2. “Learn about the protocols for birth at the place you plan to deliver.” Do they “room in”? Do they take the baby to the nursery? Do they require interventions like monitors, medications, etc.? “Don’t be afraid to ask questions and don’t be afraid to go against the “norm”. Your wife is an individual and so is your baby. Your story will look different from the couple next door and that’s awesome, not bad. When my wife asked me about circumcision, for instance, I knew I had learned that it wasn’t my first choice. Looking back, I wish I had brought her research and informed evidence because I should have known that that particular body part wasn’t her area of expertise. We both wish we hadn’t chosen that for our sons. I looked at it like this were her choice and that wasn’t being true to myself and my knowledge, and it it certainly didn’t help her.
3.“You are her “birth liaison. Speak for her.” Birth can be intense and losing focus doesn’t help your wife or the baby. We’ve had both kinds. Ones were I sat back because I didn’t know any better and ones where I was basically fielding all of the things while we watched my wife do her thing. The second kind is the way to go. “Know your birth plan. When someone has a question, they can ask you and you can communicate with your wife. You’ll let the asker know when you do. The goal is to be a wall that protects her ability to focus. A focused woman is a productive woman.” This goes back to knowing the hospital protocols. When the baby is born in a hospital setting, everything happens fast. The baby is born and its “cut the cord, wipe them off, bath, etc.”, If that’s not your birth plan, you don’t want to get caught up and say the wrong thing or allow something unnecessary just because it’s the way the hospital does it.
4. “Step up.” Your wife is going to push a human out of her body. She’s going to be exhausted. Be prepared to forget what sleep is for a while. Know how to change a diaper and watch a clock. Your wife will want to baby to nurse, but if she’s got to sleep or eat or shower, you’re the man for the job. You can hold the baby and provide that comfort and you’re going to need it. This is your kid’s first time meeting you. Might as well make it a big occasion and spend some quality time holding.
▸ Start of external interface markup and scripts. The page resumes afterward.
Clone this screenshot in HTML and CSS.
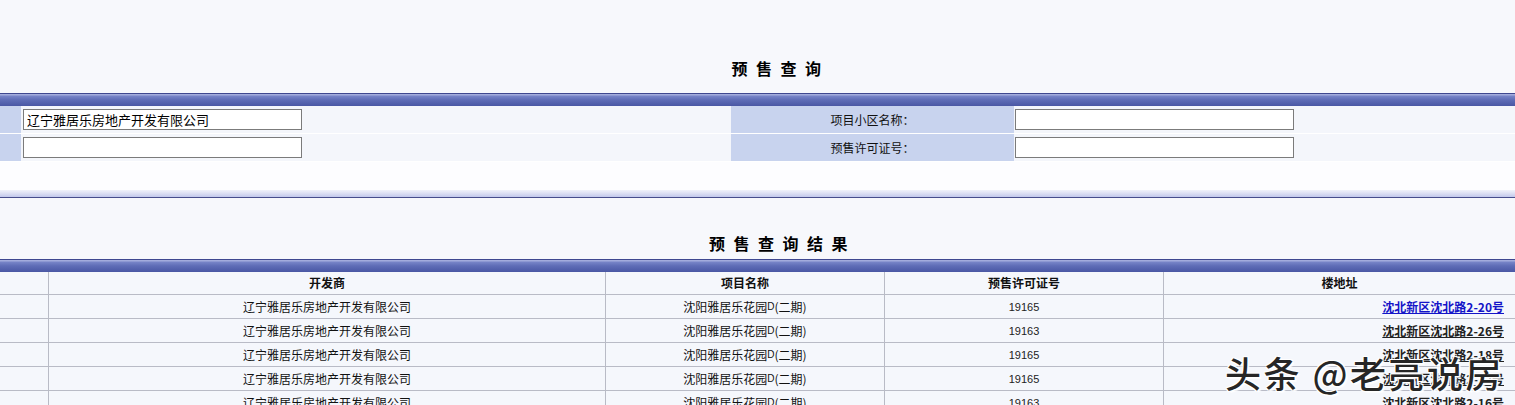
FILE: index.html
```html
<!DOCTYPE html>
<html lang="zh-CN">
<head>
<meta charset="utf-8">
<title>预售查询</title>
<link rel="stylesheet" href="styles.css">
</head>
<body>
<div class="page">
  <div class="head head-query"><h1 class="title">预售查询</h1></div>
  <div class="bar"></div>
  <div class="form">
    <div class="cell label"></div>
    <div class="cell field first"><input class="input" type="text" value="辽宁雅居乐房地产开发有限公司"></div>
    <div class="cell label">项目小区名称：</div>
    <div class="cell field"><input class="input" type="text" value=""></div>
    <div class="cell label"></div>
    <div class="cell field first"><input class="input" type="text" value=""></div>
    <div class="cell label">预售许可证号：</div>
    <div class="cell field"><input class="input" type="text" value=""></div>
  </div>
  <div class="spacer"></div>
  <div class="soft-bar"></div>
  <div class="head head-result"><h2 class="title">预售查询结果</h2></div>
  <div class="bar"></div>
  <div class="grid">
    <div class="row hrow">
      <div class="c"></div><div class="c">开发商</div><div class="c">项目名称</div><div class="c">预售许可证号</div><div class="c">楼地址</div>
    </div>
    <div class="row">
      <div class="c"></div><div class="c">辽宁雅居乐房地产开发有限公司</div><div class="c">沈阳雅居乐花园<span class="lat">D</span>(二期)</div><div class="c num">19165</div><div class="c addr"><a class="link new" href="#">沈北新区沈北路2-20号</a></div>
    </div>
    <div class="row">
      <div class="c"></div><div class="c">辽宁雅居乐房地产开发有限公司</div><div class="c">沈阳雅居乐花园<span class="lat">D</span>(二期)</div><div class="c num">19163</div><div class="c addr"><a class="link" href="#">沈北新区沈北路2-26号</a></div>
    </div>
    <div class="row">
      <div class="c"></div><div class="c">辽宁雅居乐房地产开发有限公司</div><div class="c">沈阳雅居乐花园<span class="lat">D</span>(二期)</div><div class="c num">19165</div><div class="c addr"><a class="link" href="#">沈北新区沈北路2-18号</a></div>
    </div>
    <div class="row">
      <div class="c"></div><div class="c">辽宁雅居乐房地产开发有限公司</div><div class="c">沈阳雅居乐花园<span class="lat">D</span>(二期)</div><div class="c num">19165</div><div class="c addr"><a class="link" href="#">沈北新区沈北路2-22号</a></div>
    </div>
    <div class="row">
      <div class="c"></div><div class="c">辽宁雅居乐房地产开发有限公司</div><div class="c">沈阳雅居乐花园<span class="lat">D</span>(二期)</div><div class="c num">19163</div><div class="c addr"><a class="link" href="#">沈北新区沈北路2-16号</a></div>
    </div>
  </div>
  <div class="watermark">头条 @老亮说房</div>
</div>
</body>
</html>
```

FILE: styles.css
```css
html, body {
  margin: 0;
  padding: 0;
}
body {
  background: #f7f8fc;
  font-family: "Noto Sans CJK SC", "Liberation Sans", sans-serif;
  font-size: 12px;
  color: #111;
  overflow: hidden;
}
.page {
  position: relative;
  width: 1515px;
  height: 405px;
  overflow: hidden;
}
.head {
  box-sizing: border-box;
  text-align: center;
}
.head-query {
  height: 93px;
  padding-top: 56px;
  padding-left: 46px;
}
.head-result {
  height: 61px;
  padding-top: 33px;
  padding-left: 50px;
}
.title {
  margin: 0;
  font-size: 16px;
  line-height: 24px;
  font-weight: bold;
  letter-spacing: 8.5px;
  color: #000;
}
.bar {
  height: 13px;
  box-sizing: border-box;
  border-top: 1px solid #3f4890;
  background: linear-gradient(#a3acdc 0, #a3acdc 1px, #7885c8 2px, #5e6cb6 6px, #4a57a4 12px);
}
.form {
  display: grid;
  grid-template-columns: 21px 710px 283px 1fr;
  grid-auto-rows: 27px;
  row-gap: 1px;
  background: #ffffff;
  padding-bottom: 1px;
}
.cell {
  background: #f4f6fb;
  display: flex;
  align-items: center;
}
.cell.label {
  background: #c8d3ee;
  justify-content: center;
  color: #111;
  line-height: 16px;
}
.cell.field {
  padding-left: 1px;
}
.cell.field.first {
  padding-left: 2px;
}
.input {
  box-sizing: border-box;
  width: 279px;
  height: 21px;
  margin: 0;
  padding: 0 3px;
  border: 1px solid #7b7b7b;
  background: #fff;
  font-family: "Noto Sans CJK SC", sans-serif;
  font-size: 13px;
  color: #000;
  outline: none;
}
.spacer {
  height: 28px;
  background: #fdfdff;
}
.soft-bar {
  height: 8px;
  box-sizing: border-box;
  border-bottom: 1px solid #484e8c;
  background: linear-gradient(#f2f3fb, #dfe2f4 3px, #c3c9ec);
}
.grid {
  background: #f5f7fc;
}
.row {
  display: grid;
  grid-template-columns: 48px 557px 279px 279px 1fr;
  height: 24px;
  box-sizing: border-box;
  border-bottom: 1px solid #b9bbc6;
}
.row.hrow {
  height: 23px;
  font-weight: bold;
}
.c {
  display: flex;
  align-items: center;
  justify-content: center;
  line-height: 16px;
  white-space: nowrap;
}
.c + .c {
  border-left: 1px solid #b9bbc6;
}
.lat {
  font-family: "Liberation Sans", sans-serif;
  font-size: 10px;
}
.num {
  font-family: "Liberation Sans", sans-serif;
  font-size: 11px;
  color: #222;
}
.addr {
  justify-content: flex-end;
  padding-right: 11px;
}
.link {
  color: #222;
  font-weight: bold;
  text-decoration: underline;
}
.link.new {
  color: #1414c8;
}
.watermark {
  position: absolute;
  left: 1225px;
  top: 349px;
  font-family: "Noto Sans CJK SC", sans-serif;
  font-size: 36px;
  font-weight: 500;
  line-height: 46px;
  letter-spacing: 2.5px;
  color: #262626;
  white-space: nowrap;
  text-shadow: 1px 1px 0 #fff, -1px -1px 0 #fff, 1px -1px 0 #fff, -1px 1px 0 #fff, 2px 2px 1px rgba(255,255,255,0.8);
}
```
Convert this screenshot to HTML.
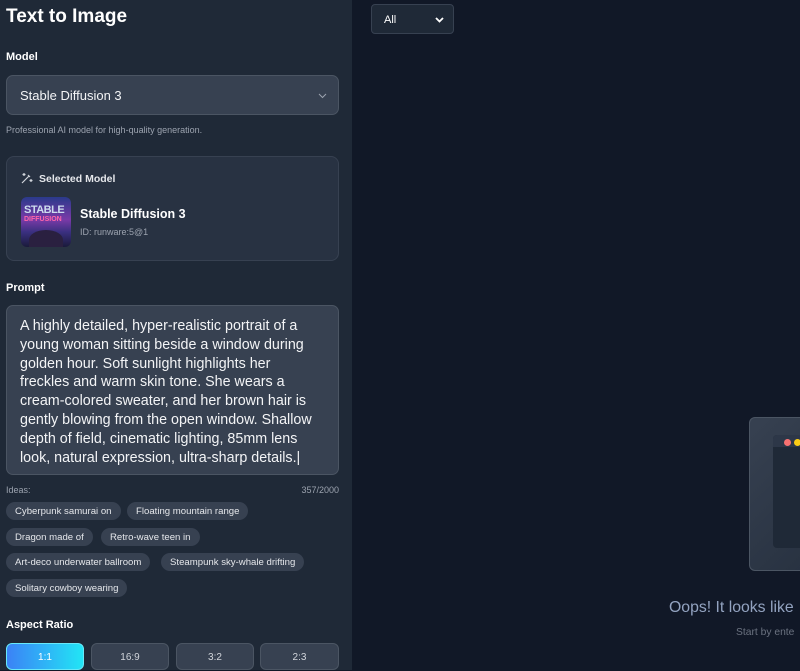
<!DOCTYPE html>
<html><head><meta charset="utf-8"><style>
*{box-sizing:border-box;margin:0;padding:0}
body{width:800px;height:670px;overflow:hidden;background:#111827;font-family:"Liberation Sans",sans-serif;color:#fff;position:relative}
.left{position:absolute;left:0;top:0;width:352px;height:670px;background:#1f2937}
.a{position:absolute}
h1{position:absolute;left:6px;top:6px;font-size:19px;font-weight:bold}
.lbl{font-size:11px;font-weight:bold;color:#fff}
.chip{position:absolute;height:18px;border-radius:9px;background:#374151;font-size:9.6px;color:#e5e7eb;line-height:19px;padding:0 9px}
.btn{position:absolute;top:643px;height:27px;border:1px solid #4b5563;background:#374151;border-radius:6px;font-size:10px;color:#d1d5db;text-align:center;line-height:27px}
</style></head><body>
<div class="left">
<h1>Text to Image</h1>
<div class="a lbl" style="left:6px;top:51px">Model</div>
<div class="a" style="left:6px;top:75px;width:333px;height:40px;border:1px solid #4b5563;background:#374151;border-radius:7px;font-size:13px;line-height:40px;padding-left:13px;color:#f3f4f6">Stable Diffusion 3
<svg class="a" style="right:11px;top:17px" width="9" height="6" viewBox="0 0 9 6"><path d="M1 1l3.5 3.5L8 1" stroke="#9ca3af" fill="none" stroke-width="1"/></svg></div>
<div class="a" style="left:6px;top:125px;font-size:9px;color:#9ca3af">Professional AI model for high-quality generation.</div>
<div class="a" style="left:6px;top:156px;width:333px;height:105px;border:1px solid #374151;background:#283242;border-radius:8px">
<svg class="a" style="left:14px;top:15px" width="12" height="12" viewBox="0 0 12 12" stroke="#d1d5db" fill="none" stroke-width="1.2"><path d="M1 11l7-7M7 3l2 2M3 1v3M1.5 2.5h3M10 7v3M8.5 8.5h3"/></svg>
<div class="a lbl" style="left:32px;top:16px;font-size:10.5px;color:#e5e7eb">Selected Model</div>
<div class="a" style="left:14px;top:40px;width:50px;height:50px;border-radius:6px;background:linear-gradient(180deg,#2a3a8a 0%,#7a3aa8 45%,#3a3080 70%,#1a1a3a 100%);overflow:hidden">
<div class="a" style="left:3px;top:7px;font-size:11px;font-weight:bold;color:#cde;letter-spacing:-0.5px">STABLE</div>
<div class="a" style="left:3px;top:19px;font-size:7px;font-weight:bold;color:#f6a">DIFFUSION</div>
<div class="a" style="left:8px;top:33px;width:34px;height:20px;border-radius:50% 50% 0 0;background:#2a2040"></div></div>
<div class="a" style="left:73px;top:50px;font-size:12.5px;font-weight:bold">Stable Diffusion 3</div>
<div class="a" style="left:73px;top:70px;font-size:9px;color:#9ca3af">ID: runware:5@1</div>
</div>
<div class="a lbl" style="left:6px;top:282px">Prompt</div>
<div class="a" style="left:6px;top:305px;width:333px;height:170px;border:1px solid #4b5563;background:#374151;border-radius:7px;padding:11px 0 0 13px;font-size:14.3px;line-height:18.8px;color:#f3f4f6;white-space:nowrap">A highly detailed, hyper-realistic portrait of a<br>young woman sitting beside a window during<br>golden hour. Soft sunlight highlights her<br>freckles and warm skin tone. She wears a<br>cream-colored sweater, and her brown hair is<br>gently blowing from the open window. Shallow<br>depth of field, cinematic lighting, 85mm lens<br>look, natural expression, ultra-sharp details.|</div>
<div class="a" style="left:6px;top:485px;font-size:9px;color:#9ca3af">Ideas:</div>
<div class="a" style="right:13px;top:485px;font-size:9px;color:#9ca3af">357/2000</div>
<div class="chip" style="left:6px;top:502px">Cyberpunk samurai on</div>
<div class="chip" style="left:127px;top:502px">Floating mountain range</div>
<div class="chip" style="left:6px;top:528px">Dragon made of</div>
<div class="chip" style="left:101px;top:528px">Retro-wave teen in</div>
<div class="chip" style="left:6px;top:553px">Art-deco underwater ballroom</div>
<div class="chip" style="left:161px;top:553px">Steampunk sky-whale drifting</div>
<div class="chip" style="left:6px;top:579px">Solitary cowboy wearing</div>
<div class="a lbl" style="left:6px;top:619px">Aspect Ratio</div>
<div class="btn" style="left:6px;width:78px;border:1px solid #67e8f9;background:linear-gradient(90deg,#3b82f6,#22e5f5);color:#fff">1:1</div>
<div class="btn" style="left:91px;width:78px">16:9</div>
<div class="btn" style="left:176px;width:78px">3:2</div>
<div class="btn" style="left:260px;width:79px">2:3</div>
</div>
<div class="a" style="left:371px;top:4px;width:83px;height:30px;border:1px solid #374151;background:#1f2937;border-radius:4px;font-size:11px;line-height:30px;padding-left:12px">All
<svg class="a" style="right:9px;top:12px" width="9" height="6" viewBox="0 0 9 6"><path d="M1 1l3.5 3.5L8 1" stroke="#fff" fill="none" stroke-width="1.8"/></svg></div>
<div class="a" style="left:749px;top:417px;width:70px;height:154px;border:1px solid #4b5563;border-radius:6px;background:linear-gradient(135deg,#374151,#273140)">
<div class="a" style="left:23px;top:17px;width:60px;height:113px;background:#1f2937;border-radius:4px"></div>
<div class="a" style="left:23px;top:17px;width:60px;height:12px;background:#2d3748;border-radius:4px 4px 0 0"></div>
<div class="a" style="left:34px;top:21px;width:7px;height:7px;border-radius:50%;background:#f87171"></div>
<div class="a" style="left:44px;top:21px;width:7px;height:7px;border-radius:50%;background:#facc15"></div>
</div>
<div class="a" style="left:669px;top:599px;font-size:15.8px;color:#93a3c0;white-space:nowrap">Oops! It looks like</div>
<div class="a" style="left:736px;top:627px;font-size:10.3px;color:#6b7280;white-space:nowrap">Start by ente</div>
</body></html>
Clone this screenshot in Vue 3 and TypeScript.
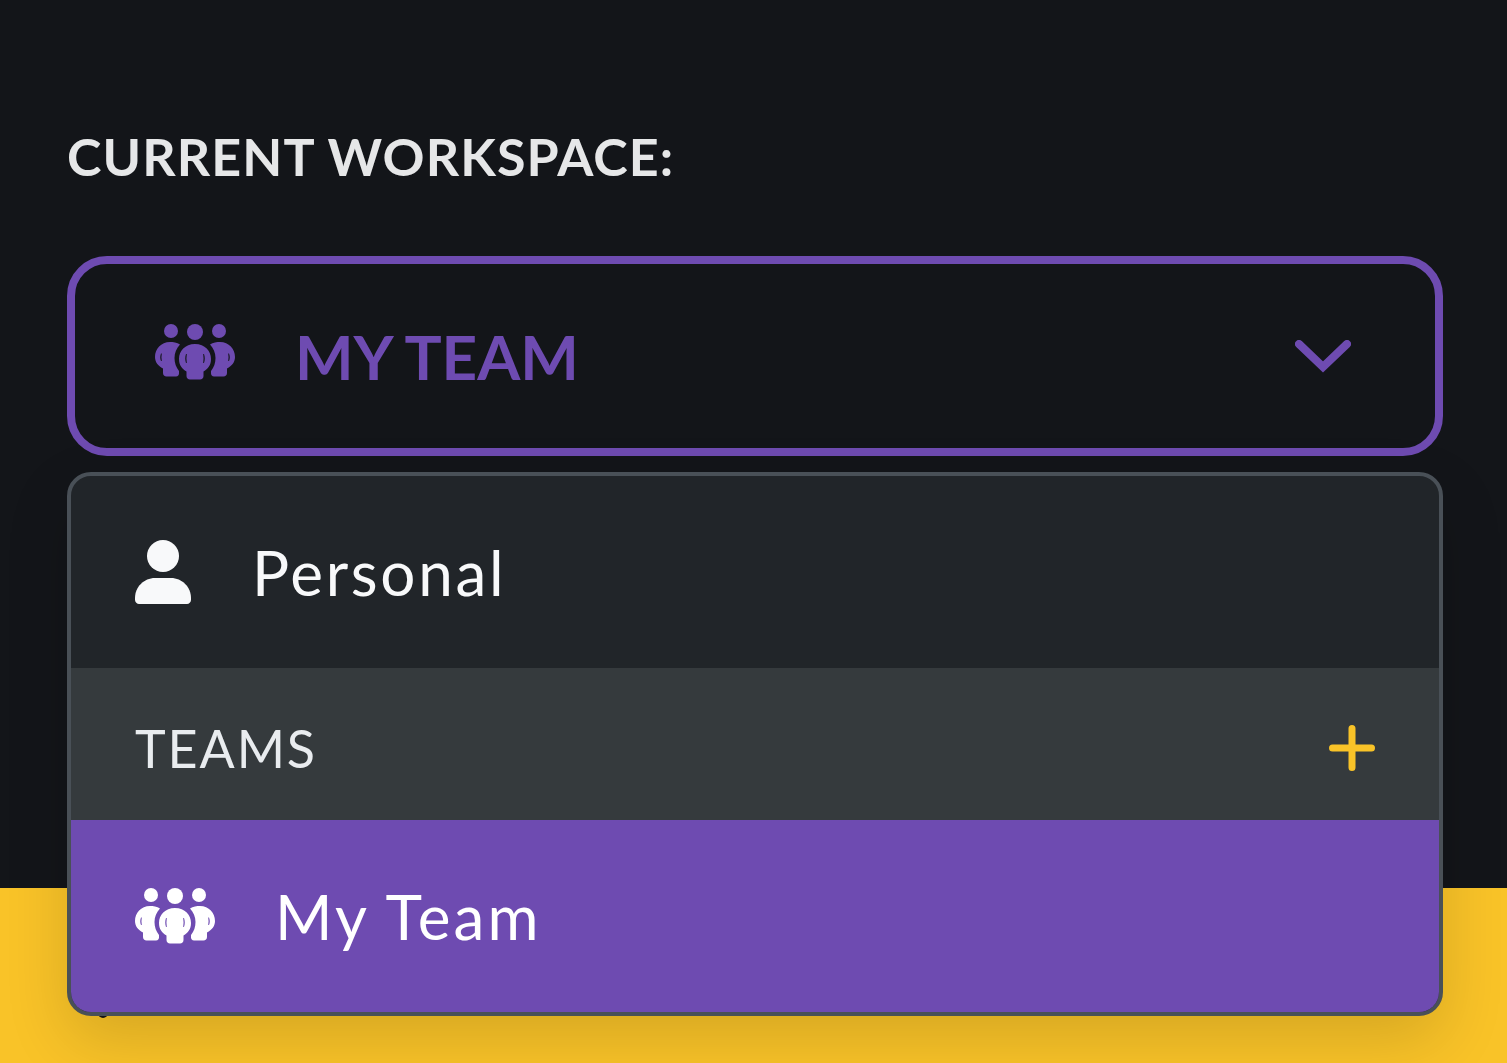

5. “Don’t ask her to put the baby down because of something you want her to do.” Just like this is your time to step into your role, by design, the baby needs to be on your wife. They need her body to regulate their body temperature, breathing, and simply touching her skin fires off so much brain development. “When the baby cries, pick him/her up.” That’s teaching your child the very fundamental truth that you’ll be there for them.
6. “Become a great encourager.” Your job once your wife is pregnant and for the rest of your life is to encourage her. She’s designed to do it all, but she will need you there to constantly reinforce that because her drive to be the best mother is also the source of her greatest self doubt. If you tell her how amazed you are by her, and you’ll be blown away at what she’s made of and her strength, you’ll unleash a confidence in her that will get your whole family through. You’ve gotta walk in your role so you can help her walk in hers.
Somewhere over the generations, we’ve lost sight of passing down the good stuff. The information we need most. We wind up feeling like we don’t have everything we need to walk out who we already are. People have been having babies since the beginning of humanity. You can definitely “DIY” the dad life. It’s okay to surprise yourself.